Finding meaning through vulnerability and honesty in storytelling with the womxn of Substantial
Confession: I have a love/hate relationship with conferences. I leap at any opportunity to grow my knowledge and genuinely enjoy meeting new people but let’s be real: conferences can be pretty draining.
Last week, I participated in the Women in Tech Regatta with a group of female colleagues, spanning development, design and leadership. The Regatta connects and celebrates the womxn in Seattle’s tech industry, promoting community and workplace diversity via 40 different sessions held across the city. After a packed week of education and networking, I was surprised to find that instead of wanting to barricade myself in blissful Netflix solitude when it was all over, I was inspired and energized by the experience.
Having come up in the tech industry, I am used to operating in male-dominated spaces. I was the first (and for a time, the only) female employee at Substantial. There is ongoing work needed to foster greater diversity, equity and inclusion within the studio, but I am incredibly proud today to be part of a diverse leadership team that includes a balanced gender dynamic led by a talented female CEO.
Still, as a leader relatively early on in my career, it’s not uncommon to find myself in meetings and board rooms where I am one of few womxn represented. When I mentioned to a chatty Lyft driver that I was on my way to attend a conference for womxn in tech, he chuckled and said, “So there will be ten of you there?” [Face-palm].
The industry may be working hard to close the gender gap, but there’s still a long way to go and womxn remain woefully underrepresented in technical and leadership roles. In 2018, only 25% of computing jobs were held by womxn and in Silicon Valley, womxn made up a mere 11% of executive roles. Attending the Women in Tech Regatta presented a rare opportunity in my professional life where I could be surrounded entirely by womxn in technology. Yes, please!
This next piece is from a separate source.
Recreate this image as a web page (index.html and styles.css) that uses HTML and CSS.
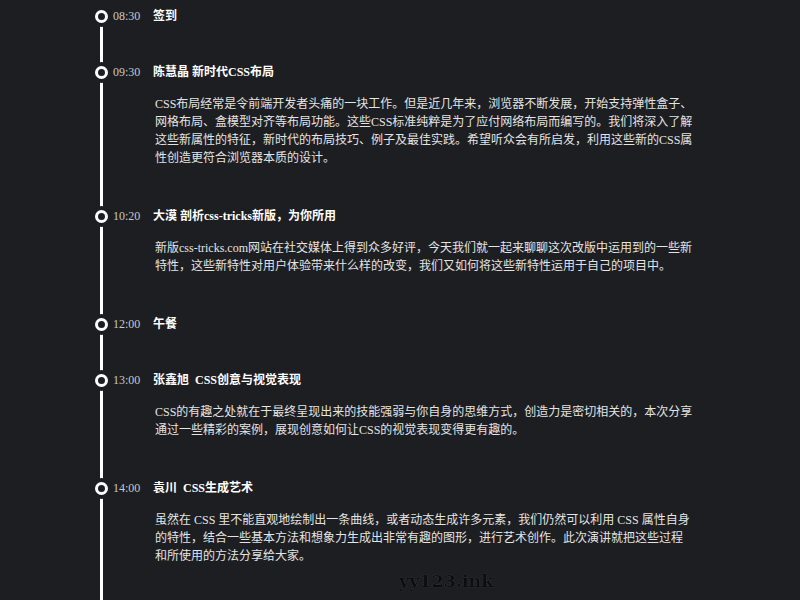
FILE: index.html
```html
<!DOCTYPE html>
<html>

<head>
    <meta charset="utf-8">
    <title>日程</title>
    <link rel="stylesheet" href="styles.css">
</head>

<body>
    <div class="timeline">
        <div class="item">
            <div class="head"><span class="dot"></span><span class="time">08:30</span><span class="title">签到</span></div>
        </div>
        <div class="item">
            <div class="head"><span class="dot"></span><span class="time">09:30</span><span class="title">陈慧晶 新时代CSS布局</span></div>
            <p class="desc">CSS布局经常是令前端开发者头痛的一块工作。但是近几年来，浏览器不断发展，开始支持弹性盒子、网格布局、盒模型对齐等布局功能。这些CSS标准纯粹是为了应付网络布局而编写的。我们将深入了解这些新属性的特征，新时代的布局技巧、例子及最佳实践。希望听众会有所启发，利用这些新的CSS属性创造更符合浏览器本质的设计。</p>
        </div>
        <div class="item">
            <div class="head"><span class="dot"></span><span class="time">10:20</span><span class="title">大漠 剖析css-tricks新版，为你所用</span></div>
            <p class="desc">新版css-tricks.com网站在社交媒体上得到众多好评，今天我们就一起来聊聊这次改版中运用到的一些新特性，这些新特性对用户体验带来什么样的改变，我们又如何将这些新特性运用于自己的项目中。</p>
        </div>
        <div class="item">
            <div class="head"><span class="dot"></span><span class="time">12:00</span><span class="title">午餐</span></div>
        </div>
        <div class="item">
            <div class="head"><span class="dot"></span><span class="time">13:00</span><span class="title">张鑫旭&nbsp; CSS创意与视觉表现</span></div>
            <p class="desc">CSS的有趣之处就在于最终呈现出来的技能强弱与你自身的思维方式，创造力是密切相关的，本次分享通过一些精彩的案例，展现创意如何让CSS的视觉表现变得更有趣的。</p>
        </div>
        <div class="item">
            <div class="head"><span class="dot"></span><span class="time">14:00</span><span class="title">袁川&nbsp; CSS生成艺术</span></div>
            <p class="desc">虽然在 CSS 里不能直观地绘制出一条曲线，或者动态生成许多元素，我们仍然可以利用 CSS 属性自身的特性，结合一些基本方法和想象力生成出非常有趣的图形，进行艺术创作。此次演讲就把这些过程和所使用的方法分享给大家。</p>
        </div>
        <div class="item">
            <div class="head"><span class="dot"></span><span class="time">15:00</span><span class="title">茶歇</span></div>
        </div>
        <div class="item">
            <div class="head"><span class="dot"></span><span class="time">15:30</span><span class="title">自由交流</span></div>
        </div>
        <div class="item">
            <div class="head"><span class="dot"></span><span class="time">16:30</span><span class="title">抽奖</span></div>
        </div>
        <div class="item">
            <div class="head"><span class="dot"></span><span class="time">17:00</span><span class="title">活动结束</span></div>
        </div>
    </div>

    <div class="watermark">yy123.ink</div>
</body>

</html>
```

FILE: styles.css
```css
body {
    margin: 0;
    background-color: #1c1e22;
    color: #e4e4e4;
}

.timeline {
    margin: 7px 0 220px 100px;
    border-left: 3px solid #fff;
}

.item {
    padding-bottom: 38px;
}

.head {
    display: flex;
    align-items: center;
    height: 18px;
    font-family: "Liberation Serif", "Noto Sans CJK SC", serif;
    font-size: 12px;
    line-height: 18px;
}

.dot {
    width: 7px;
    height: 7px;
    border: 3px solid #fff;
    border-radius: 50%;
    background-color: #1c1e22;
    box-shadow: 0 0 0 4px #1c1e22;
    margin-left: -8px;
    flex-shrink: 0;
}

.time {
    width: 40px;
    margin-left: 5px;
    color: #c8c8c8;
}

.title {
    font-weight: bold;
    color: #fff;
    white-space: pre;
}

.desc {
    width: 538.5px;
    margin: 14px 0 2px 52px;
    font-family: "Liberation Serif", "Noto Sans CJK SC", serif;
    font-size: 12px;
    line-height: 18px;
    text-autospace: no-autospace;
}

.watermark {
    position: fixed;
    left: 399px;
    top: 571px;
    font-family: "DejaVu Serif", serif;
    font-weight: bold;
    font-size: 17.5px;
    line-height: 20px;
    color: #0c0d0f;
    text-shadow: 0 0 1px rgba(255, 255, 255, 0.25);
}
```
The conference itself was a catalyst for connecting mentors, peers, and leaders looking for their next gig. I sat in on panels and networked like crazy but the true highlight was getting to spend time with my female colleagues and gain renewed appreciation for the womxn I work with.
Carey, Substantial’s aforementioned CEO, spoke on a panel about leading from every chair. Carey is an enviable public speaker. She’s funny and opinionated and speaks from the heart. Since stepping into her role as CEO, there are times when her abilities seem almost superhuman. Yet, I was struck by how candid she was about her own challenges and struggles in front of a room of 100+ strangers. She opened up about her journey to becoming CEO, urging the room to ask themselves, “Why not me?” instead of “Why me?” when considering a new challenge or pursuing a new role.
Having a CEO like Carey to represent the studio was a definite highlight, yet the womxn who inspired me the most that week was our development intern. Charlotte learned to code while incarcerated and throughout her internship at Substantial, has worked relentlessly towards her goal of becoming a woman in tech despite the numerous setbacks that come with her unique background.
During a breakout session at the conference, the question was posed: How are you a leader? Present in our group were impressive professionals whose accolades included publicly calling out a CEO following a widely-publicized layoff and founding an admirable non-profit. When it was Charlotte’s turn to speak, she said, “I am a leader in my own life. I want to change the face of incarceration and pave the way for the womxn who come after me.” When I looked around the circle at other people in our group, I saw smiles and expressions of warmth and encouragement. It took courage to share her story and I wanted to leap up from my chair and hug Charlotte on the spot.
During the rest of the week, Charlotte met her personal goal of telling her story to 10 new people and even gained a mentor. She gave her time to represent Substantial at the main event of the week and our all-female team rallied to support her. Our newest colleague taught her how to talk about Substantial’s work and one of our developers swooped Charlotte off to be a networking buddy. Both of these individuals come from non-traditional backgrounds themselves and it was humbling to see them pay it forward.
The experience at the Regatta left us with a deepened sense of connection and appreciation for my colleagues at Substantial and a reinvigorated commitment to growing the tech community to include womxn from all walks of life.